Budi melanjutkan, jangan sampai biaya mencetak dan memasang baliho-baliho sosialisasi tersebut menggunakan anggaran pemerintah. Jangan sampai pula lokasi pemasangan baliho merupakan fasilitas pemerintah.

Sosialisasi berbalut kegiatan pemerintahan memang sudah lumrah dilakukan oleh petahana. Tidak hanya di Samarinda, tapi juga di seluruh Indonesia. Seperti saat momen hari peringatan menjadi ajang kepala daerah menjadi momen untuk menaikkan elektabilitas.

“Ada yang bisa identik dengan kerja tapi subtansinya memperkenalkan diri agar elektabilitasnya naik. Ada juga yang membuat ucapan-ucapan, contoh ulang tahun wartawan Indonesia (Hari Pers Nasional),” jelasnya.

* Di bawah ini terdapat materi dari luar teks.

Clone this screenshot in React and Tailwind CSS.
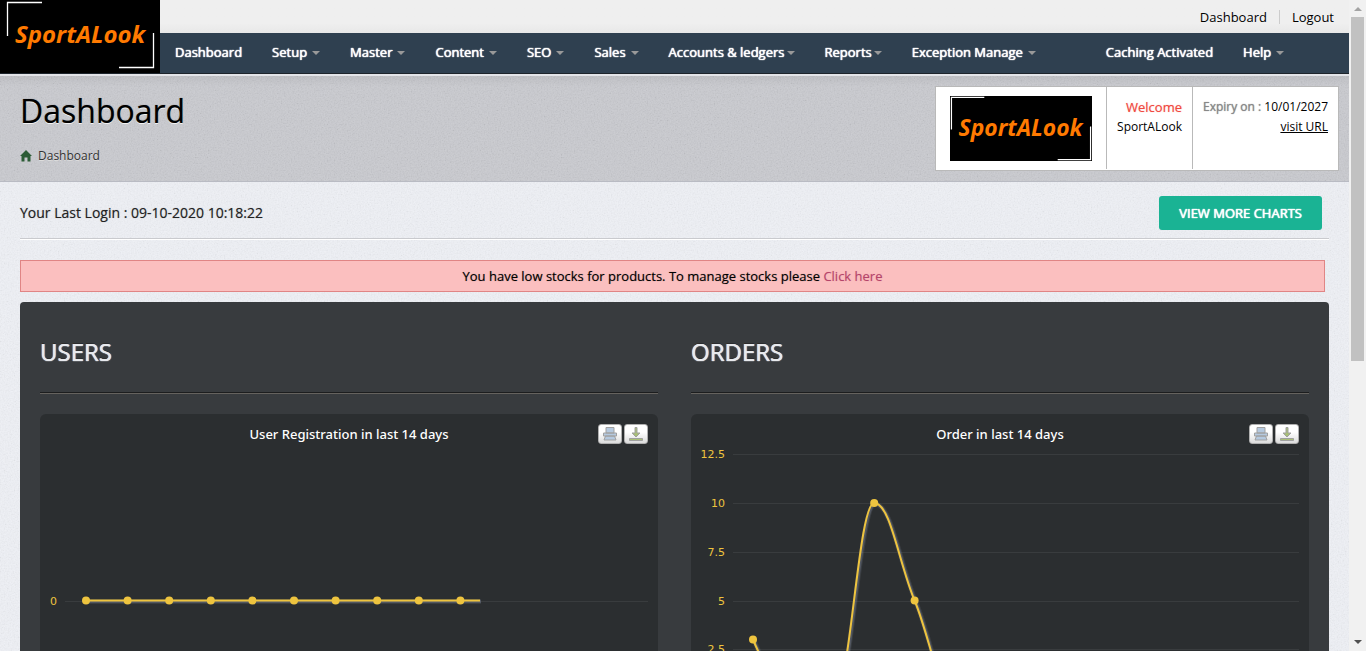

Lebih lanjut, meskipun yang bersangkutan nantinya berkilah bukanlah atas perintah wakil wali kota. Budi menyarankan agar Barkati menurunkan baliho-baliho sosialisasi tersebut.

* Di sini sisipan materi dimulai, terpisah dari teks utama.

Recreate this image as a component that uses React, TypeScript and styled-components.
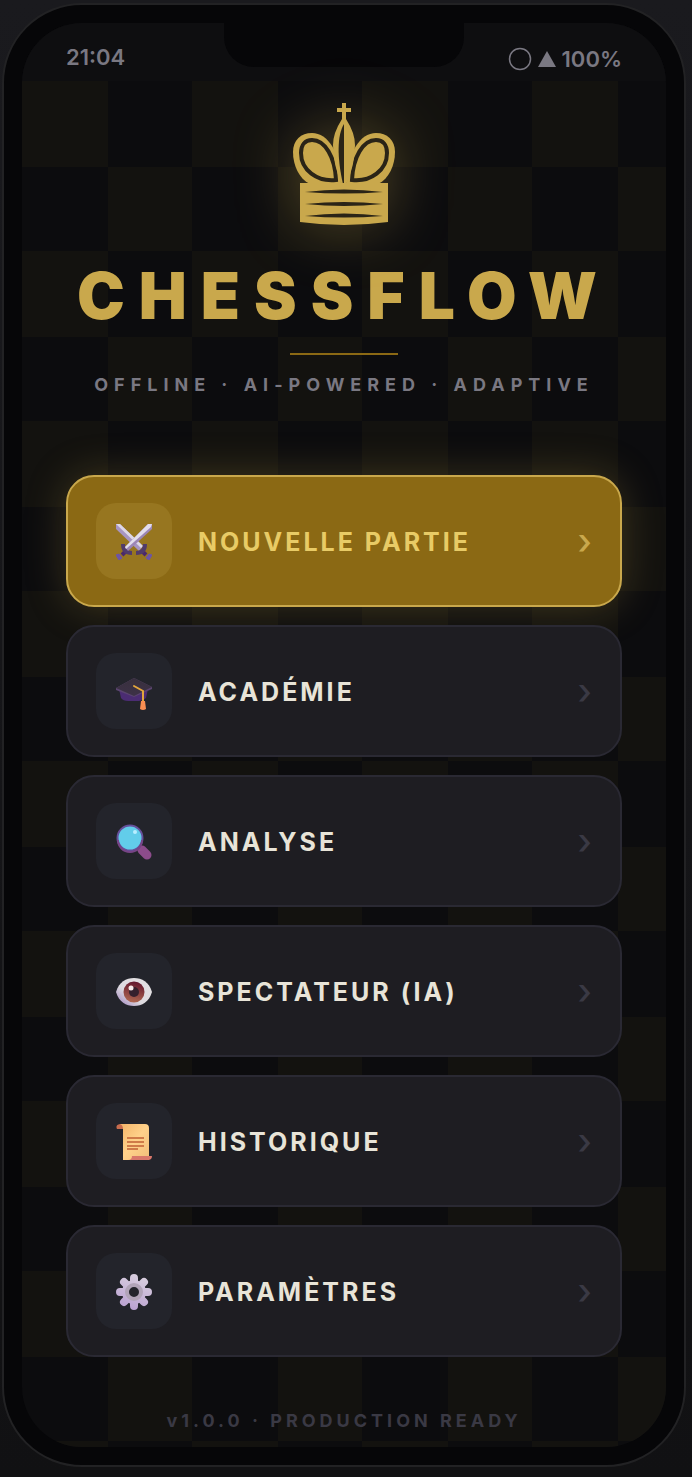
import React from 'react'
import styled, { createGlobalStyle, css } from 'styled-components'

const GlobalStyle = createGlobalStyle`
  * {
    box-sizing: border-box;
  }

  body {
    margin: 0;
    background: #131315;
    font-family: Inter, "Liberation Sans", sans-serif;
  }
`

const Page = styled.div`
  padding: 3px 6px 10px 2px;
  background: linear-gradient(180deg, #1a1a1e, #111113);
`

const Phone = styled.div`
  padding: 18px;
  border: 2px solid #222224;
  border-radius: 80px;
  background: #060608;
`

const Screen = styled.div`
  position: relative;
  overflow: hidden;
  border-radius: 60px;
  background: #0c0c0e;
`

const Notch = styled.div`
  position: absolute;
  top: 0;
  left: 50%;
  width: 240px;
  height: 44px;
  margin-left: -120px;
  border-radius: 0 0 30px 30px;
  background: #060608;
`

const StatusBar = styled.header`
  display: flex;
  align-items: flex-start;
  justify-content: space-between;
  height: 58px;
  padding: 20px 44px 0;
  background: #0e0e10;
  color: #7a7882;
  font-size: 22px;
  font-weight: 600;
  line-height: 28px;
`

const StatusIcons = styled.div`
  display: flex;
  align-items: center;
  gap: 6px;
  padding-top: 2px;
`

const Board = styled.main`
  display: flex;
  flex-direction: column;
  align-items: center;
  padding: 22px 44px 15px;
  background: conic-gradient(
      at 86px 86px,
      transparent 25%,
      #13120f 0 50%,
      transparent 0 75%,
      #13120f 0
    ) 0 0 / 170px 170px;
`

const King = styled.svg`
  width: 102px;
  height: 122px;
  filter: drop-shadow(0 0 30px rgba(201, 168, 76, 0.35));
`

const Title = styled.h1`
  margin: 39px 0 0;
  color: #c9a84c;
  font-size: 64px;
  font-weight: 900;
  letter-spacing: 14px;
  line-height: 64px;
`

const Rule = styled.div`
  width: 108px;
  height: 2px;
  margin: 25px 0 19px;
  background: #8b6914;
`

const Tagline = styled.p`
  margin: 0;
  color: #7a7882;
  font-size: 18px;
  font-weight: 700;
  letter-spacing: 6px;
  line-height: 22px;
  white-space: nowrap;
`

const Menu = styled.nav`
  display: flex;
  flex-direction: column;
  align-self: stretch;
  gap: 18px;
  margin: 79px 0 53px;
`

const IconTile = styled.span`
  display: flex;
  align-items: center;
  justify-content: center;
  width: 76px;
  height: 76px;
  padding-top: 2px;
  border-radius: 20px;
  background: #23242b;
`

const Label = styled.span`
  flex: 1;
  padding-top: 2px;
  text-align: left;
`

const Chevron = styled.span`
  color: #3a3944;
  font-size: 36px;
  font-weight: 500;
  letter-spacing: 0;
  line-height: 36px;
`

const MenuButton = styled.button<{ $primary?: boolean }>`
  display: flex;
  align-items: center;
  gap: 26px;
  padding: 26px 28px;
  border: 2px solid #2a2933;
  border-radius: 28px;
  background: #1e1d22;
  color: #e8e4d8;
  font-family: inherit;
  font-size: 25px;
  font-weight: 700;
  letter-spacing: 3px;
  cursor: pointer;

  ${({ $primary }) => $primary && css`
    border-color: #c9a84c;
    background: #8b6914;
    color: #e8cb66;
    box-shadow: 0 0 40px rgba(201, 168, 76, 0.25);

    ${IconTile} {
      background: #977620;
    }

    ${Chevron} {
      color: #c9a84c;
    }
  `}
`

const Version = styled.footer`
  color: #3a3944;
  font-size: 18px;
  font-weight: 700;
  letter-spacing: 4px;
  line-height: 22px;
`

const Icon = styled.svg`
  width: 36px;
  height: 36px;
`

const SwordsIcon = () => (
  <Icon viewBox="0 0 36 36" aria-hidden="true">
    <path d="M0 0h4l23 22-4 5L0 5z" fill="#a795c2" />
    <path d="M0 0h4l23 22-2 2z" fill="#ddd8e6" />
    <path d="M6 31l4-4M30 31l-4-4" stroke="#4b286b" strokeWidth="4" />
    <path d="M7 20q0 9 9 9M29 20q0 9-9 9" fill="none" stroke="#513b6b" strokeWidth="4" />
    <path d="M36 0h-4L9 23l3 4L36 5z" fill="#9c86b5" />
    <path d="M36 0h-4L9 23l1 2L35 3z" fill="#e2ddec" />
    <path d="M0 31l3-1 3 4-3 2zM36 31l-3-1-3 4 3 2z" fill="#6d55a5" stroke="#6d55a5" strokeLinejoin="round" />
  </Icon>
)

const CapIcon = () => (
  <Icon viewBox="0 0 36 36" aria-hidden="true">
    <defs>
      <linearGradient id="capTop" x1="0" y1="0" x2="0" y2="1">
        <stop stopColor="#38303d" />
        <stop offset="1" stopColor="#3d3147" />
      </linearGradient>
    </defs>
    <path d="M3 15h29l-2 9q-3 3-7 3H12q-5 0-7-3z" fill="#4b2c73" />
    <path d="M18 4l18 9v2l-18 8L0 16v-2z" fill="#5a4470" />
    <path d="M18 4l18 9-18 9L0 14z" fill="url(#capTop)" />
    <path d="M18 12l9 5v12" fill="none" stroke="#e2a63c" strokeWidth="2" strokeLinecap="round" />
    <path d="M25 27h4l1 8q-3 2-6 0z" fill="#f98e52" />
  </Icon>
)

const SearchIcon = () => (
  <Icon viewBox="0 0 36 36" aria-hidden="true">
    <path d="M23 23l9 8" stroke="#76406f" strokeWidth="5" />
    <path d="M26 26l5 5" stroke="#8c4c8b" strokeWidth="9" strokeLinecap="round" />
    <circle cx="14" cy="14" r="12.5" fill="#62cdea" stroke="#66509b" strokeWidth="2" />
    <path d="M2 16a12 12 0 0 0 24 0" fill="none" stroke="#774486" strokeWidth="2" />
    <circle cx="19" cy="8" r="2" fill="#b8eeff" />
  </Icon>
)

const EyeIcon = () => (
  <Icon viewBox="0 0 36 36" aria-hidden="true">
    <defs>
      <linearGradient id="eyeWhite" x1="1" y1="0" x2="0" y2="1">
        <stop stopColor="#e4e1e3" />
        <stop offset="0.6" stopColor="#dedbe0" />
        <stop offset="1" stopColor="#9a7cbb" />
      </linearGradient>
      <linearGradient id="iris" x1="0.6" y1="0" x2="0.4" y2="1">
        <stop stopColor="#62152d" />
        <stop offset="1" stopColor="#b06851" />
      </linearGradient>
    </defs>
    <path d="M0 18C3 8 10 4 18 4s15 4 18 14c-3 10-10 14-18 14S3 28 0 18z" fill="url(#eyeWhite)" />
    <circle cx="18" cy="18" r="10.5" fill="url(#iris)" />
    <circle cx="18" cy="18" r="5" fill="#35202d" />
    <circle cx="15" cy="14" r="2.5" fill="#f5e8e8" />
  </Icon>
)

const ScrollIcon = () => (
  <Icon viewBox="0 0 36 36" aria-hidden="true">
    <defs>
      <linearGradient id="paper" x1="0" y1="0" x2="1" y2="1">
        <stop stopColor="#f3b469" />
        <stop offset="0.5" stopColor="#ffd18a" />
        <stop offset="1" stopColor="#f0bd79" />
      </linearGradient>
    </defs>
    <path d="M4 0h6v5H1q-2-4 3-5z" fill="#c66b4d" />
    <path d="M4 0h25q4 0 4 4v32H7V5q0-4-3-5z" fill="url(#paper)" />
    <path d="M16 32h20q0 4-4 4H12q4 0 4-4z" fill="#d9776a" />
    <path d="M11 14h17M11 18h17M11 22h17M11 25h11" stroke="#cf7b49" strokeWidth="2" />
  </Icon>
)

const GearIcon = () => (
  <Icon viewBox="0 0 36 36" aria-hidden="true">
    <defs>
      <linearGradient id="gear" gradientUnits="userSpaceOnUse" x1="24" y1="0" x2="12" y2="36">
        <stop stopColor="#d9d0df" />
        <stop offset="1" stopColor="#b9a0d1" />
      </linearGradient>
    </defs>
    <path
      d="M18 4v28M4 18h28M8 8l20 20M28 8L8 28"
      stroke="url(#gear)"
      strokeWidth="8"
      strokeLinecap="round"
    />
    <circle cx="18" cy="18" r="12" fill="url(#gear)" />
    <circle cx="18" cy="18" r="7" fill="#23242b" stroke="#b1a4b8" strokeWidth="4" />
  </Icon>
)

const items = [
  { label: 'NOUVELLE PARTIE', icon: <SwordsIcon />, primary: true },
  { label: 'ACADÉMIE', icon: <CapIcon /> },
  { label: 'ANALYSE', icon: <SearchIcon /> },
  { label: 'SPECTATEUR (IA)', icon: <EyeIcon /> },
  { label: 'HISTORIQUE', icon: <ScrollIcon /> },
  { label: 'PARAMÈTRES', icon: <GearIcon /> },
]

const Lobe = () => (
  <>
    <path
      d="M17 81C6 76 0 62 0 49 0 37 8 30 19 30 35 30 48 50 48 80z"
      fill="#c9a84c"
    />
    <path
      d="M43 77C24 79 8 67 8 50 8 42 12 37 19 37 32 37 42 54 43 77z"
      fill="#c9a84c"
      stroke="#2a2417"
      strokeWidth="4"
    />
  </>
)

const App = () => {
  return (
    <Page>
      <GlobalStyle />
      <Phone>
        <Screen>
          <StatusBar>
            <span>21:04</span>
            <StatusIcons>
              <svg width="24" height="24" viewBox="0 0 24 24" aria-hidden="true">
                <circle cx="12" cy="12" r="10.5" fill="none" stroke="currentColor" strokeWidth="1.5" />
              </svg>
              <svg width="18" height="16" viewBox="0 0 18 16" aria-hidden="true">
                <path d="M9 0l9 16H0z" fill="currentColor" />
              </svg>
              <span>100%</span>
            </StatusIcons>
          </StatusBar>
          <Notch />
          <Board>
            <King viewBox="0 0 102 122" aria-hidden="true">
              <Lobe />
              <g transform="matrix(-1 0 0 1 102 0)">
                <Lobe />
              </g>
              <path d="M49 0h4v5h5v4h-5v7q9 14 9 26 0 20-9 40h-4q-9-20-9-40 0-12 9-26V9h-5V5h5z" fill="#c9a84c" />
              <path d="M51 21C44 32 44 55 50 81h1z" fill="#2a2417" />
              <path d="M7 80h88v39q-44 6-88 0z" fill="#c9a84c" />
              <path d="M12 89q39-5 78 0-39 3-78 0zM12 101q39-4 78 0-39 4-78 0zM12 113q39-5 78 0-39 3-78 0z" fill="#2a2417" />
            </King>
            <Title>CHESSFLOW</Title>
            <Rule />
            <Tagline>OFFLINE · AI-POWERED · ADAPTIVE</Tagline>
            <Menu>
              {items.map(({ label, icon, primary }) => (
                <MenuButton key={label} type="button" $primary={primary}>
                  <IconTile>{icon}</IconTile>
                  <Label>{label}</Label>
                  <Chevron aria-hidden="true">›</Chevron>
                </MenuButton>
              ))}
            </Menu>
            <Version>v1.0.0 · PRODUCTION READY</Version>
          </Board>
        </Screen>
      </Phone>
    </Page>
  )
}

export default App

“Tanpa sepengetahuan pun itu harus ditindak lajuti untuk menurunkan baliho karena tidak etis. Tidak cukup hanya menutupi tulisan, juga membantah kalau itu bukan instruksi dia,” jelas Budi.

Sementara itu, M Barkati yang ditemui di ruang kerjanya membenarkan adanya pemasangan-pemasangan baliho tersebut. “Sekarang ini kan bukan waktu kampanye, bebas saja mau pasang baliho. Siapa saja punya hak, tidak ada masalah,” imbuhnya.

Namun, perkara pemasangan baliho sosialisasi dirinya menggunakan seragam dinas wakil wali kota bukan dilakukan oleh pihaknya. Melainkan atas inisiatif relawannya.

“Relawan sendiri, inisiatif mereka. Saya tidak pernah mengarahkan dan saya tidak tahu mereka pasang-pasang. Titiknya saya tidak tahu. Setelah ada begitu kita baca baru kita beri masukan untuk diganti, ini kan sudah ditutupi dulunya,” jelas Barkati.

Barkati mengaku, hingga hari ini pihaknya belum membentuk tim relawan apalagi tim pemenangan dalam Pilwali Samarinda mendatang. Relawan-relawan yang ada saat ini, kata dia, adalah inisiatif warga sebagai bentuk dukungan kepada dirinya. “Nanti setelah ada rekomendasi partai baru kita bentuk tim,” pungkasnya.